A more “novelized” version

Tesla never forgot that disagreement, acording to his first biographer. In the chapter on the Edison Medal, O’Neill portrays a Nikola Tesla who at first wanted to reject the prize and then disappeared from the gala held in his honor at the key moment. He had gone to feed the pigeons. His friend Behrend found him in the street «wearing a crown of two pigeons on his head, his shoulders and arms festooned with a dozen more. On either of his outstretched hands was another bird, while seemingly hundreds more made a living carpet on the ground.»

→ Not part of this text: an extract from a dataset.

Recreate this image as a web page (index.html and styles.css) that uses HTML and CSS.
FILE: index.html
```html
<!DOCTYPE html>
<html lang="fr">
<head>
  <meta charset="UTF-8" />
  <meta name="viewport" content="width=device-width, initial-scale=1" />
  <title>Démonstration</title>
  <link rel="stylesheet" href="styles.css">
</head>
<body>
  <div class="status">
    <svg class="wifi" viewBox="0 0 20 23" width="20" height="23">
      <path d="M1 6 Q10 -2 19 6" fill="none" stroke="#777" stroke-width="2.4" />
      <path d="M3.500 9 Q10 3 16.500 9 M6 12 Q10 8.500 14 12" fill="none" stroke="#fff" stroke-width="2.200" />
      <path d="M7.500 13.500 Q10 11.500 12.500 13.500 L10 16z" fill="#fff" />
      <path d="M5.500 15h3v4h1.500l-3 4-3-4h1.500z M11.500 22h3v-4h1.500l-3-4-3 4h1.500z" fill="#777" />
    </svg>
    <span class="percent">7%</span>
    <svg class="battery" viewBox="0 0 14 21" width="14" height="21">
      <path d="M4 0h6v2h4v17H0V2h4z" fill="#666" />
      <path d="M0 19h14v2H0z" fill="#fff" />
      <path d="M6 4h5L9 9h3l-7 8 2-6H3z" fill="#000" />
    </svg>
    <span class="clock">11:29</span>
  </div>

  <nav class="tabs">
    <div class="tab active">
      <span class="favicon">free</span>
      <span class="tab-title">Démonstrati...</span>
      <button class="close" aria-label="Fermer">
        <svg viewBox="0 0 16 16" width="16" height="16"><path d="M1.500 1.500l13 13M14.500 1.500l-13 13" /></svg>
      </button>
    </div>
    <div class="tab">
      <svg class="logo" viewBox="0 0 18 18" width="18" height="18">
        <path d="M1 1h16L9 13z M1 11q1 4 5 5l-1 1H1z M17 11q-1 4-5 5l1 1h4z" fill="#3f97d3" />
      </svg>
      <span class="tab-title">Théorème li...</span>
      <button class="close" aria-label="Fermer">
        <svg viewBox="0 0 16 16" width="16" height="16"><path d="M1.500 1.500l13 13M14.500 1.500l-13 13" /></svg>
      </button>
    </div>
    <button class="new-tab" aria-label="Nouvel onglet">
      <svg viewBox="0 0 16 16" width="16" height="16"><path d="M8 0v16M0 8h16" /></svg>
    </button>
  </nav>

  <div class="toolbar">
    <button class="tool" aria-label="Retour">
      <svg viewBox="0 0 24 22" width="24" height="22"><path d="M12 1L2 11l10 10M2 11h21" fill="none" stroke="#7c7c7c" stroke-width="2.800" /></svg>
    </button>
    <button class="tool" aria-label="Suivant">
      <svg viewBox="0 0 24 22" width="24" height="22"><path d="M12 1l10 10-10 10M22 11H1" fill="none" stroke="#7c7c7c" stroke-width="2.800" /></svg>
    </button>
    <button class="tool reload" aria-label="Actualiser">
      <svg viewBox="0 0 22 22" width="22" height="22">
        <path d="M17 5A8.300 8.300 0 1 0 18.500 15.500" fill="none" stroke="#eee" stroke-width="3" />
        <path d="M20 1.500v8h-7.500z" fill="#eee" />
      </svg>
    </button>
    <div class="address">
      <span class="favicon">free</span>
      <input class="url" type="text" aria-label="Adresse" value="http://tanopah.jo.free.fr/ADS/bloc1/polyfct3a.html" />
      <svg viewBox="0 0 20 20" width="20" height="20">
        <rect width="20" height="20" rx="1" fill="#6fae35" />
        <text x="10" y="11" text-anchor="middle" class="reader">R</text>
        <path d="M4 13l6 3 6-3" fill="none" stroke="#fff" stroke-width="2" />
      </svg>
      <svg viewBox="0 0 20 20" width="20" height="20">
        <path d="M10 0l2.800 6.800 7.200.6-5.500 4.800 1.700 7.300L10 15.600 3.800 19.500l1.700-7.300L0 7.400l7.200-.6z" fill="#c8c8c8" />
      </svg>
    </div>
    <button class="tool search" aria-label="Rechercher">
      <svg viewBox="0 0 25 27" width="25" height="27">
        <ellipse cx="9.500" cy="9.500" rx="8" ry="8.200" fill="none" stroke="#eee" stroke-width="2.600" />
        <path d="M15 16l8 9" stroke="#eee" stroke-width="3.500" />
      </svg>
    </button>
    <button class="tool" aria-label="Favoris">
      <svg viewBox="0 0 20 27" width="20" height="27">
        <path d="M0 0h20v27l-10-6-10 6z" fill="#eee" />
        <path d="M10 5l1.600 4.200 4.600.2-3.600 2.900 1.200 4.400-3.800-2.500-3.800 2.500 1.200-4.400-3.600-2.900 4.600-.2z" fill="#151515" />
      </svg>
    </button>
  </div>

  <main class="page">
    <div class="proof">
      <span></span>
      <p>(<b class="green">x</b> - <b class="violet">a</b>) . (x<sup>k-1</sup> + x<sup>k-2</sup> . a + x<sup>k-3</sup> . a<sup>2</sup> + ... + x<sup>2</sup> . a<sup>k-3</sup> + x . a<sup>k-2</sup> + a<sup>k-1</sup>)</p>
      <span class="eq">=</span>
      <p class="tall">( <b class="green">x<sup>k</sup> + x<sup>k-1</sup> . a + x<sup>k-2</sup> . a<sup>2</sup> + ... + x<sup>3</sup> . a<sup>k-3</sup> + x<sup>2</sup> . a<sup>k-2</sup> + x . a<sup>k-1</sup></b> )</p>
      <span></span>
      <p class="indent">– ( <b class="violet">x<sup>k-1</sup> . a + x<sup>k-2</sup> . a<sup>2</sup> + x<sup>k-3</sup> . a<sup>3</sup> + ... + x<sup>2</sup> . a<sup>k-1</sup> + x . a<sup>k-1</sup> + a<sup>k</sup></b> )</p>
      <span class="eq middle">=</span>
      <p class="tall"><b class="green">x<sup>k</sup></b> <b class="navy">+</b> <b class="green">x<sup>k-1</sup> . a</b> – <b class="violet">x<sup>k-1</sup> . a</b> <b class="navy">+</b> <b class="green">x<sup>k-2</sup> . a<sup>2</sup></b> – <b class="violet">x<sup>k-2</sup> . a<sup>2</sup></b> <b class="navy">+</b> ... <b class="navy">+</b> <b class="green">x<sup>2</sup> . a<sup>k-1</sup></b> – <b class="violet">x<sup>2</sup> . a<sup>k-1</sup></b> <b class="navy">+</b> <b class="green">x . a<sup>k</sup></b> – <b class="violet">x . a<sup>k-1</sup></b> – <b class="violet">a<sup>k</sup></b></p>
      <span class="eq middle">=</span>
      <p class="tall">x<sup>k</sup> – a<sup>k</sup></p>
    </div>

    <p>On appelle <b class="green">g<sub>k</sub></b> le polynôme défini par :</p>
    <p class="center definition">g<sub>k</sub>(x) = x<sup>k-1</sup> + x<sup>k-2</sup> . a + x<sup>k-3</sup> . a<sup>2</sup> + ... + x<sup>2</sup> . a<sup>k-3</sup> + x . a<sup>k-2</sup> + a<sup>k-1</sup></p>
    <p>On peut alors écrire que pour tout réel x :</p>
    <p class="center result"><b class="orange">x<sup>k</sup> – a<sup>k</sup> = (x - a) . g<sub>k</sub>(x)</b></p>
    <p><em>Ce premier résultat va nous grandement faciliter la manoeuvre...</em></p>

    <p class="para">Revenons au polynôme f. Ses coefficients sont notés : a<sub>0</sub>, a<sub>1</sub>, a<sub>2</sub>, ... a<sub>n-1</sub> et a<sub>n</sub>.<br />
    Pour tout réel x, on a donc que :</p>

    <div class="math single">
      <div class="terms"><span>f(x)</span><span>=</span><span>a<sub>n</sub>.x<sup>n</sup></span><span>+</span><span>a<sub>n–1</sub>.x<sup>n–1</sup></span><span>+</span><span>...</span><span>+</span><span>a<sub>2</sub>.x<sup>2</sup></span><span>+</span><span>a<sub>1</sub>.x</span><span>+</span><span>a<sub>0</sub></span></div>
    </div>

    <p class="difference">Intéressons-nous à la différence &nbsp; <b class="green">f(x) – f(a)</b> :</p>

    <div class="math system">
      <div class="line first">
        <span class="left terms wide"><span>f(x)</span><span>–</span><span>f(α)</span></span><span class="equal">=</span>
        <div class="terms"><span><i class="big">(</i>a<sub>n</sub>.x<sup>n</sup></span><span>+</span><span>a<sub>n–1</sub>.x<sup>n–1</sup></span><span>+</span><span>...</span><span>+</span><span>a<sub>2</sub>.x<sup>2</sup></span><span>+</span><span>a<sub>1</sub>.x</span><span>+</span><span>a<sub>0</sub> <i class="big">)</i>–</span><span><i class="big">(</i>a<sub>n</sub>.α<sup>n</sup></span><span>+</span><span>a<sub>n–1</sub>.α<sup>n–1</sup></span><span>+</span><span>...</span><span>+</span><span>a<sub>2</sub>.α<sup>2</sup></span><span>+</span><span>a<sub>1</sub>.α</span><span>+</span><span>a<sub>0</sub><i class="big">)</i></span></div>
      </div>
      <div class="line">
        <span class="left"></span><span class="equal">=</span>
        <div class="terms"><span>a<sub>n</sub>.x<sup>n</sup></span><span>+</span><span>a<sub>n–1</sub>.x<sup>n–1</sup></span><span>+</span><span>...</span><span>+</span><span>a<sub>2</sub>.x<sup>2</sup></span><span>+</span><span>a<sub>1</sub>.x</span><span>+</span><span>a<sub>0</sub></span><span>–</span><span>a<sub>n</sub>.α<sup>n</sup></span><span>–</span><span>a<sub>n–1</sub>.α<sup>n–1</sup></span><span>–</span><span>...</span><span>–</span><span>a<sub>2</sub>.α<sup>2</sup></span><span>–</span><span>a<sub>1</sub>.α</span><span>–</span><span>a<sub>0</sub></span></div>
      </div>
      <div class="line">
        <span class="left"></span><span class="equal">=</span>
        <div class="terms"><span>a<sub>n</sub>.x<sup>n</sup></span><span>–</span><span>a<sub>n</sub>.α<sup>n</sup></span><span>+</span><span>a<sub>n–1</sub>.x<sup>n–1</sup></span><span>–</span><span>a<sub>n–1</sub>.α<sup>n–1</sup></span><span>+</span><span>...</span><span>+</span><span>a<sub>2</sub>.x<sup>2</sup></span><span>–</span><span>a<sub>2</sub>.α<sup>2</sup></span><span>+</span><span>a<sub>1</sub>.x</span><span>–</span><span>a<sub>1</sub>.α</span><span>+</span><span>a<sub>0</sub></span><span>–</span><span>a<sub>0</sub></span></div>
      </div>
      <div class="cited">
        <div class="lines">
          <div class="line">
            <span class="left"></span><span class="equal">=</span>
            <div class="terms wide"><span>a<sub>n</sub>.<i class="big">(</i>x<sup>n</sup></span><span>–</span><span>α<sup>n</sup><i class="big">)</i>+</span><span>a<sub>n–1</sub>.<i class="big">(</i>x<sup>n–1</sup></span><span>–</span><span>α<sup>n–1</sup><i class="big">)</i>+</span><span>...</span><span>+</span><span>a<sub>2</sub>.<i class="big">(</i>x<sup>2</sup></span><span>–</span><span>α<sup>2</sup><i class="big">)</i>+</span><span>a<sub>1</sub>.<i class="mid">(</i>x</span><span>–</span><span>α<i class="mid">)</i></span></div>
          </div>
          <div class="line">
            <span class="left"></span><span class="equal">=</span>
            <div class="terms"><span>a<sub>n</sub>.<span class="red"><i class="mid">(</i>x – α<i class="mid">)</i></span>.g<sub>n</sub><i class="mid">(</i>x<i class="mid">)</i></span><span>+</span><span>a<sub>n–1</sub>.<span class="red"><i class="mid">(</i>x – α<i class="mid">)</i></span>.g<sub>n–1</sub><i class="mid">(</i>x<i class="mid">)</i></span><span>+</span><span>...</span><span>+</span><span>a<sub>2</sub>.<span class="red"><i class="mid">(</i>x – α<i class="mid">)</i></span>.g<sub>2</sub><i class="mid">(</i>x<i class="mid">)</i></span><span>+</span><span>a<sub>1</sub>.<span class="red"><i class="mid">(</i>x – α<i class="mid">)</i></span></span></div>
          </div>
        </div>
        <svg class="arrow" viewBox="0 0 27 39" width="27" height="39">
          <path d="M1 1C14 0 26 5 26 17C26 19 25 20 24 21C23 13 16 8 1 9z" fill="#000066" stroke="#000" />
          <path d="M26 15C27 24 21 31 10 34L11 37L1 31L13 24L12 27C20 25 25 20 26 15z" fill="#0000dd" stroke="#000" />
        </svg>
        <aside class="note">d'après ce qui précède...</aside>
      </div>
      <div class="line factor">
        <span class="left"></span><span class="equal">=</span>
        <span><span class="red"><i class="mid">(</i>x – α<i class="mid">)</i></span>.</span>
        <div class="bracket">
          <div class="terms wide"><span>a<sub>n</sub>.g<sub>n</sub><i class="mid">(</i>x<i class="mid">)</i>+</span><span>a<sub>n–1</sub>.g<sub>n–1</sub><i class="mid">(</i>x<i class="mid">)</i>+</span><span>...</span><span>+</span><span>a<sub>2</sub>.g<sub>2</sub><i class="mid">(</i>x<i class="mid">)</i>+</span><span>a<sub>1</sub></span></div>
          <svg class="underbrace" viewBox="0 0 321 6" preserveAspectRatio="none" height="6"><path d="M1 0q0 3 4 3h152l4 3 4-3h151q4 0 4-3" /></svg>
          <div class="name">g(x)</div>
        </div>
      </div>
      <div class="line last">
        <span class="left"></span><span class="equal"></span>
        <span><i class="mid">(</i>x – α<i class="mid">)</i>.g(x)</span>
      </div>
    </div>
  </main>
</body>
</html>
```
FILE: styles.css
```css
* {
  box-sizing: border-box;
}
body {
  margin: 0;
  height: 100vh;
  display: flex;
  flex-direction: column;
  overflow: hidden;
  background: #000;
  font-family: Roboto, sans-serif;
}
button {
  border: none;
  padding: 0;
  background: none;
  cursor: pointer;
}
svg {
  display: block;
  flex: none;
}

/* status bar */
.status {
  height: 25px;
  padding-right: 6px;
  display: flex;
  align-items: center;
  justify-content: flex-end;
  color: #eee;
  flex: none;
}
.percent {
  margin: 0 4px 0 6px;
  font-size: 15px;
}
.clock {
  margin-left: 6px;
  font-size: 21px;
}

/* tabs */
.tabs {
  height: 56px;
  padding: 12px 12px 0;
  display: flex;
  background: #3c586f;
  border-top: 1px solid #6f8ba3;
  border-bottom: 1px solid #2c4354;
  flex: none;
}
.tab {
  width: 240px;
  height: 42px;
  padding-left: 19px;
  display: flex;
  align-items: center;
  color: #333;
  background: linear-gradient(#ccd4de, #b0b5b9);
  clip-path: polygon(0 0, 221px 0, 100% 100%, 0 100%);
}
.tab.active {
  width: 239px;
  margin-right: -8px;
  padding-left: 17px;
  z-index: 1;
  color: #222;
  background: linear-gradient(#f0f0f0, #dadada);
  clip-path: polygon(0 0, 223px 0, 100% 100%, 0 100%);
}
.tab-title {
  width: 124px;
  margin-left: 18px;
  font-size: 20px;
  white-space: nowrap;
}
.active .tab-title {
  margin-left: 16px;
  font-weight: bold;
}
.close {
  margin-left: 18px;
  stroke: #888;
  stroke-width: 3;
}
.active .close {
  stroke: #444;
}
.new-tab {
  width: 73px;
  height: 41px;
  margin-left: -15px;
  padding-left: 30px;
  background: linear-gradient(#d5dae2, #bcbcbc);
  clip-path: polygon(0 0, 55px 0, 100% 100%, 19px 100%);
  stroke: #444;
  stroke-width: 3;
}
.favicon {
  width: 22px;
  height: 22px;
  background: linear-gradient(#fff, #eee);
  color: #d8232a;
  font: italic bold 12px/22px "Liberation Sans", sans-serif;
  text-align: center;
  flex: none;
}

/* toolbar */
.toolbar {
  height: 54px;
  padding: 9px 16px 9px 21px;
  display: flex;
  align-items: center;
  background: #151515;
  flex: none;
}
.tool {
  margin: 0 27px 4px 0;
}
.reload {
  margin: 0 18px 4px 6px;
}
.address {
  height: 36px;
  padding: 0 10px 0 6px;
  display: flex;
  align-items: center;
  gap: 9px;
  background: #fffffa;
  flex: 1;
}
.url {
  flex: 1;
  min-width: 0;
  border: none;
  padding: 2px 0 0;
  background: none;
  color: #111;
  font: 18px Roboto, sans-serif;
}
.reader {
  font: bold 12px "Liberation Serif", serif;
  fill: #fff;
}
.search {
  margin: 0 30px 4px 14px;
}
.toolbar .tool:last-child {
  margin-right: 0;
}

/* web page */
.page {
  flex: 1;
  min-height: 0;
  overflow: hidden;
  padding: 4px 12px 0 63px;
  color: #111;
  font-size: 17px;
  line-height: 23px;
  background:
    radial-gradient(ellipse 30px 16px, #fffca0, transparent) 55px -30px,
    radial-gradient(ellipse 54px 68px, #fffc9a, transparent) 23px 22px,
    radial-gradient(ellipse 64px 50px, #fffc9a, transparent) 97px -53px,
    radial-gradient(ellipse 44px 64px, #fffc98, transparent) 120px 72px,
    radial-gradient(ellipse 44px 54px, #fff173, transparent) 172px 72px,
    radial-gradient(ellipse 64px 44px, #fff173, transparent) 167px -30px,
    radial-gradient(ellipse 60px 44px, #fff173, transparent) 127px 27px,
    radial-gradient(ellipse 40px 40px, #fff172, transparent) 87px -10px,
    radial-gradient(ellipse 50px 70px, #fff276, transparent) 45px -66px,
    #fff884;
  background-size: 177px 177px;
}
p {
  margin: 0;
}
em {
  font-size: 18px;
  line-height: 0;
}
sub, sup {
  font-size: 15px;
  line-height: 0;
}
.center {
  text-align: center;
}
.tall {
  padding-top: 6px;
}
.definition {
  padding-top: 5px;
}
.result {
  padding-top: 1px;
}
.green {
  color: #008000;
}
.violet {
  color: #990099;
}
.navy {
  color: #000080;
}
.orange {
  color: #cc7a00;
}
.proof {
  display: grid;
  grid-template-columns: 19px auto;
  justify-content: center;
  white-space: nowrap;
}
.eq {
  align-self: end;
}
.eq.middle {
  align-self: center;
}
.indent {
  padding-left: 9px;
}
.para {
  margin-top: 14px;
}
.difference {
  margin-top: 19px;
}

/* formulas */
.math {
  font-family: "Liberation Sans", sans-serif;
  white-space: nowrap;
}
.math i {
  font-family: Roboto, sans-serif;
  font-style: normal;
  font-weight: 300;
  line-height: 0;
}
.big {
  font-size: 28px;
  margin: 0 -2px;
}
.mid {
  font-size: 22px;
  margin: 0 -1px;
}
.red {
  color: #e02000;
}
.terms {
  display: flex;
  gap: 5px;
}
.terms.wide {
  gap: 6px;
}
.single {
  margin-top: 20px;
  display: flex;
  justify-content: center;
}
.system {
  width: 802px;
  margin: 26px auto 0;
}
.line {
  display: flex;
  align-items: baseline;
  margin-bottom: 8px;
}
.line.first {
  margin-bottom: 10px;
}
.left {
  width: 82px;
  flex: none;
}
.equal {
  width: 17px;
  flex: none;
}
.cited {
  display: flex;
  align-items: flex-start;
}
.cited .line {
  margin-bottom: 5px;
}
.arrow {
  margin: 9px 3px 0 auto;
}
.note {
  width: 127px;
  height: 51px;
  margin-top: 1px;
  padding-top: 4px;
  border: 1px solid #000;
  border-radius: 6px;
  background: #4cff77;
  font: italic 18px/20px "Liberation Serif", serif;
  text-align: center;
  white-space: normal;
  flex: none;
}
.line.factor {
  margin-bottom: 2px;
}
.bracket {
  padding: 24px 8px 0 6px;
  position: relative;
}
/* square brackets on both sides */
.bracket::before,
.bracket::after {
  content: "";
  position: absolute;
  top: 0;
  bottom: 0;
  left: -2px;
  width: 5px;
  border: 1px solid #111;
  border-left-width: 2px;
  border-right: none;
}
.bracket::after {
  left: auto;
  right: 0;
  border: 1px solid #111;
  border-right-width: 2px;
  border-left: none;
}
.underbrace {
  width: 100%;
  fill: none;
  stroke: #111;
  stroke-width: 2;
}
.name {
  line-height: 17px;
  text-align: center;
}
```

According to the details of this story, the inventor made a gesture so that some of the birds flew from Tesla’s shoulders to his astonished friend. And then Tesla went back to the gala and gave a long and improvised acceptance speech, of which no records were kept. Thus, Tesla’s first biography excluded this episode in which he publicly praised Edison. But the speech is however quite well preserved (you can find it here, almost intact) and was published a week later by the magazine Electrical Review and Western Electrician.

With this air of mystery and eccentricity, but without documentary rigor, the book “Prodigal Genius: The Life of Nikola Tesla” spread the idea of an exacerbated antagonism between Edison and Tesla, and it began to permeate popular culture as other biographers repeated John J. O’Neill’s version, including the scene with the pigeons. Tesla’s story may be more fascinating that way, with an evil Edison in the shadows. However, as was evident at the 1917 tribute and in many other recognitions later on, a villain was not needed in order to enhance the exploits of the great hero of electricity.